━━ Dataset excerpt ━━
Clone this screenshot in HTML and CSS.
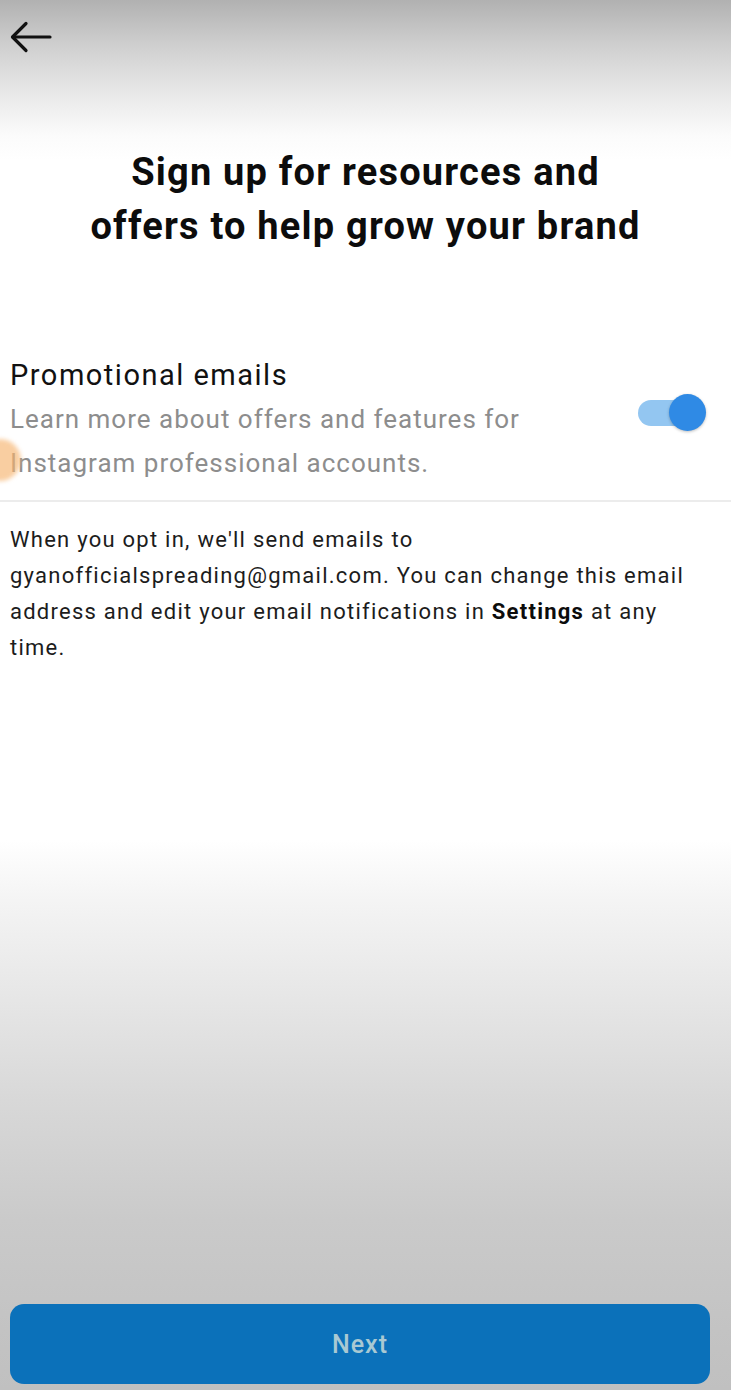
FILE: index.html
```html
<!DOCTYPE html>
<html lang="en">
<head>
<meta charset="utf-8">
<title>Promotional emails</title>
<link rel="stylesheet" href="styles.css">
</head>
<body>
<div class="screen">
  <header class="topbar">
    <button class="back" aria-label="Back">
      <svg width="42" height="32" viewBox="0 0 42 32" fill="none" stroke="#111" stroke-width="3.2" stroke-linecap="round" stroke-linejoin="round">
        <path d="M40 16H3"/>
        <path d="M16 2.5L2.5 16L16 29.5"/>
      </svg>
    </button>
  </header>

  <h1 class="title">Sign up for resources and<br>offers to help grow your brand</h1>

  <section class="option">
    <div class="option-text">
      <div class="option-label">Promotional emails</div>
      <div class="option-desc">Learn more about offers and features for Instagram professional accounts.</div>
    </div>
    <div class="toggle" role="switch" aria-checked="true">
      <span class="toggle-track"></span>
      <span class="toggle-thumb"></span>
    </div>
    <span class="touch-dot"></span>
  </section>

  <p class="note">When you opt in, we'll send emails to gyanofficialspreading@gmail.com. You can change this email address and edit your email notifications in <strong class="strong">Settings</strong> at any time.</p>

  <div class="footer">
    <button class="next">Next</button>
  </div>
</div>
</body>
</html>
```

FILE: styles.css
```css
* { box-sizing: border-box; }

html, body {
  margin: 0;
  padding: 0;
}

body {
  font-family: Roboto, "Noto Sans", "Liberation Sans", sans-serif;
  color: #111;
  background: linear-gradient(to bottom,
    #b1b1b1 0px,
    #cfcfcf 45px,
    #e9e9e9 95px,
    #fbfbfb 135px,
    #ffffff 160px,
    #ffffff 840px,
    #f4f4f4 900px,
    #e6e6e6 1000px,
    #d8d8d8 1100px,
    #cacaca 1220px,
    #c3c3c3 1330px,
    #c0c0c0 1390px);
  background-repeat: no-repeat;
  min-height: 1390px;
}

.screen {
  min-height: 1390px;
  display: flex;
  flex-direction: column;
}

.topbar {
  height: 75px;
  display: flex;
  align-items: flex-start;
  padding: 21px 0 0 10px;
}

.back {
  background: none;
  border: 0;
  padding: 0;
  margin: 0;
  display: block;
  line-height: 0;
}

.title {
  margin: 70px 0 0;
  text-align: center;
  font-size: 38px;
  line-height: 54px;
  font-weight: 700;
  letter-spacing: 1.2px;
  color: #0c0c0c;
}

.option {
  position: relative;
  margin-top: 103px;
  display: flex;
  align-items: flex-start;
  justify-content: space-between;
  padding: 0 25px 15px 10px;
  border-bottom: 2px solid #ececec;
}

.option-label {
  font-size: 29px;
  line-height: 38px;
  letter-spacing: 1.5px;
  color: #111;
}

.option-desc {
  margin-top: 3px;
  font-size: 26px;
  line-height: 44px;
  letter-spacing: 1px;
  color: #8d8d8d;
  max-width: 560px;
}

.toggle {
  position: relative;
  width: 68px;
  height: 38px;
  margin-top: 38px;
  flex: none;
}

.toggle-track {
  position: absolute;
  left: 0;
  top: 6px;
  width: 54px;
  height: 26px;
  border-radius: 13px;
  background: #93c6f1;
}

.toggle-thumb {
  position: absolute;
  right: 0;
  top: 0;
  width: 37px;
  height: 37px;
  border-radius: 50%;
  background: #2f8ae5;
  box-shadow: 0 1px 3px rgba(0,0,0,0.25);
}

.touch-dot {
  position: absolute;
  left: -21px;
  top: 83px;
  width: 42px;
  height: 42px;
  border-radius: 50%;
  background: rgba(246, 180, 110, 0.65);
  filter: blur(2px);
}

.note {
  margin: 20px 0 0;
  padding: 0 30px 0 10px;
  font-size: 22px;
  line-height: 36px;
  letter-spacing: 1.25px;
  color: #1c1c1c;
}

.strong {
  font-weight: 700;
  color: #0c0c0c;
}

.footer {
  margin-top: auto;
  padding: 0 21px 6px 10px;
}

.next {
  display: block;
  width: 100%;
  height: 80px;
  border: 0;
  border-radius: 14px;
  background: #0b71ba;
  color: #a9c9d3;
  font-family: Roboto, "Noto Sans", "Liberation Sans", sans-serif;
  font-size: 25px;
  font-weight: 500;
  letter-spacing: 1px;
}
```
━━━
■ **What you have to do**
Output each line exactly; omit every picture.

■ **Full output**
Clone this screenshot in HTML and CSS.
FILE: index.html
```html
<!DOCTYPE html>
<html lang="en">
<head>
<meta charset="utf-8">
<title>Promotional emails</title>
<link rel="stylesheet" href="styles.css">
</head>
<body>
<div class="screen">
  <header class="topbar">
    <button class="back" aria-label="Back">
      <svg width="42" height="32" viewBox="0 0 42 32" fill="none" stroke="#111" stroke-width="3.2" stroke-linecap="round" stroke-linejoin="round">
        <path d="M40 16H3"/>
        <path d="M16 2.5L2.5 16L16 29.5"/>
      </svg>
    </button>
  </header>

  <h1 class="title">Sign up for resources and<br>offers to help grow your brand</h1>

  <section class="option">
    <div class="option-text">
      <div class="option-label">Promotional emails</div>
      <div class="option-desc">Learn more about offers and features for Instagram professional accounts.</div>
    </div>
    <div class="toggle" role="switch" aria-checked="true">
      <span class="toggle-track"></span>
      <span class="toggle-thumb"></span>
    </div>
    <span class="touch-dot"></span>
  </section>

  <p class="note">When you opt in, we'll send emails to gyanofficialspreading@gmail.com. You can change this email address and edit your email notifications in <strong class="strong">Settings</strong> at any time.</p>

  <div class="footer">
    <button class="next">Next</button>
  </div>
</div>
</body>
</html>
```

FILE: styles.css
```css
* { box-sizing: border-box; }

html, body {
  margin: 0;
  padding: 0;
}

body {
  font-family: Roboto, "Noto Sans", "Liberation Sans", sans-serif;
  color: #111;
  background: linear-gradient(to bottom,
    #b1b1b1 0px,
    #cfcfcf 45px,
    #e9e9e9 95px,
    #fbfbfb 135px,
    #ffffff 160px,
    #ffffff 840px,
    #f4f4f4 900px,
    #e6e6e6 1000px,
    #d8d8d8 1100px,
    #cacaca 1220px,
    #c3c3c3 1330px,
    #c0c0c0 1390px);
  background-repeat: no-repeat;
  min-height: 1390px;
}

.screen {
  min-height: 1390px;
  display: flex;
  flex-direction: column;
}

.topbar {
  height: 75px;
  display: flex;
  align-items: flex-start;
  padding: 21px 0 0 10px;
}

.back {
  background: none;
  border: 0;
  padding: 0;
  margin: 0;
  display: block;
  line-height: 0;
}

.title {
  margin: 70px 0 0;
  text-align: center;
  font-size: 38px;
  line-height: 54px;
  font-weight: 700;
  letter-spacing: 1.2px;
  color: #0c0c0c;
}

.option {
  position: relative;
  margin-top: 103px;
  display: flex;
  align-items: flex-start;
  justify-content: space-between;
  padding: 0 25px 15px 10px;
  border-bottom: 2px solid #ececec;
}

.option-label {
  font-size: 29px;
  line-height: 38px;
  letter-spacing: 1.5px;
  color: #111;
}

.option-desc {
  margin-top: 3px;
  font-size: 26px;
  line-height: 44px;
  letter-spacing: 1px;
  color: #8d8d8d;
  max-width: 560px;
}

.toggle {
  position: relative;
  width: 68px;
  height: 38px;
  margin-top: 38px;
  flex: none;
}

.toggle-track {
  position: absolute;
  left: 0;
  top: 6px;
  width: 54px;
  height: 26px;
  border-radius: 13px;
  background: #93c6f1;
}

.toggle-thumb {
  position: absolute;
  right: 0;
  top: 0;
  width: 37px;
  height: 37px;
  border-radius: 50%;
  background: #2f8ae5;
  box-shadow: 0 1px 3px rgba(0,0,0,0.25);
}

.touch-dot {
  position: absolute;
  left: -21px;
  top: 83px;
  width: 42px;
  height: 42px;
  border-radius: 50%;
  background: rgba(246, 180, 110, 0.65);
  filter: blur(2px);
}

.note {
  margin: 20px 0 0;
  padding: 0 30px 0 10px;
  font-size: 22px;
  line-height: 36px;
  letter-spacing: 1.25px;
  color: #1c1c1c;
}

.strong {
  font-weight: 700;
  color: #0c0c0c;
}

.footer {
  margin-top: auto;
  padding: 0 21px 6px 10px;
}

.next {
  display: block;
  width: 100%;
  height: 80px;
  border: 0;
  border-radius: 14px;
  background: #0b71ba;
  color: #a9c9d3;
  font-family: Roboto, "Noto Sans", "Liberation Sans", sans-serif;
  font-size: 25px;
  font-weight: 500;
  letter-spacing: 1px;
}
```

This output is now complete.